■ **TASK OBJECTIVE**: Of all the lines in the records below, how many hold the word "this"? Give the number alone.

■ **WORKING DATA**:
......

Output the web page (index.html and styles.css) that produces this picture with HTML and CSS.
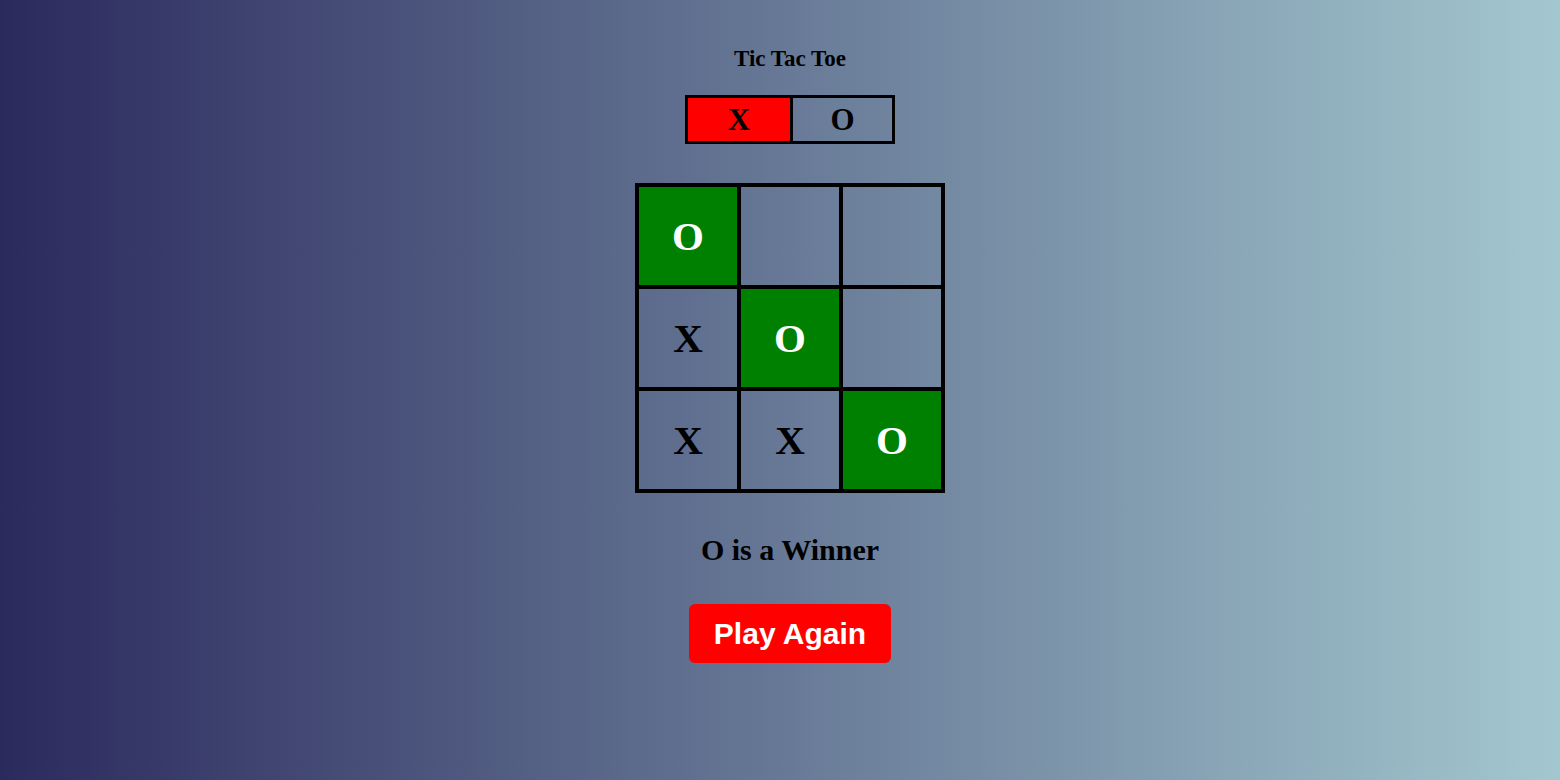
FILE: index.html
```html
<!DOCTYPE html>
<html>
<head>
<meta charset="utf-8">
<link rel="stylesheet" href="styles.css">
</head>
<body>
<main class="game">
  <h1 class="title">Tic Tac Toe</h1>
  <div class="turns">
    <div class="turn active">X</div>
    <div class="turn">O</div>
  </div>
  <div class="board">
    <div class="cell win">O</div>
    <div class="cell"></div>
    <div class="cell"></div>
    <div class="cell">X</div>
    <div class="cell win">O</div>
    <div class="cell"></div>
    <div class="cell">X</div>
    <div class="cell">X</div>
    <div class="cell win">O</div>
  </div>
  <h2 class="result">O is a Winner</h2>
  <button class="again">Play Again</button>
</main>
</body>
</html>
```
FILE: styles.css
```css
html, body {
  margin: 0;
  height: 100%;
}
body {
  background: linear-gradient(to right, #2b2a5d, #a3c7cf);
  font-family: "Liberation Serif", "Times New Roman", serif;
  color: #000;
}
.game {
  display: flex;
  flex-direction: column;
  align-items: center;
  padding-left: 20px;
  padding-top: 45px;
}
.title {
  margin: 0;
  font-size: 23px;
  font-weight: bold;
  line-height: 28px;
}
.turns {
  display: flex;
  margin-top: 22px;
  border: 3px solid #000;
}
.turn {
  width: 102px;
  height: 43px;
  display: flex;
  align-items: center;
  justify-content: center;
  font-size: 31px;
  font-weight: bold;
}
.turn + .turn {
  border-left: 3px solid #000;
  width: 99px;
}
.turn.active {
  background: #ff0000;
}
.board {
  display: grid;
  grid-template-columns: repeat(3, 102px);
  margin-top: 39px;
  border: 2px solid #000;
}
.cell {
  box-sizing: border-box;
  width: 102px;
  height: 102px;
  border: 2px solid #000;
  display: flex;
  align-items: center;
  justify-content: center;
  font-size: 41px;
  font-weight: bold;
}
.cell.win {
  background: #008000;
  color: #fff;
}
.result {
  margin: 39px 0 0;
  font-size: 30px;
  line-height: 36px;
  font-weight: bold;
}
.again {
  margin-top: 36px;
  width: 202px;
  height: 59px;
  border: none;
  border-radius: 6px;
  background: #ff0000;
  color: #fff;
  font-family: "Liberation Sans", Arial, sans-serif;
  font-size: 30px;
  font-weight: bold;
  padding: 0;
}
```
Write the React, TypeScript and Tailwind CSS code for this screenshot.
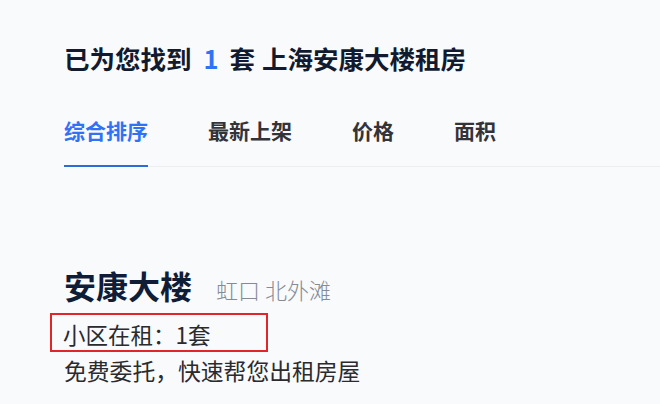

......

■ **RESPONSE TO THE TASK**: 2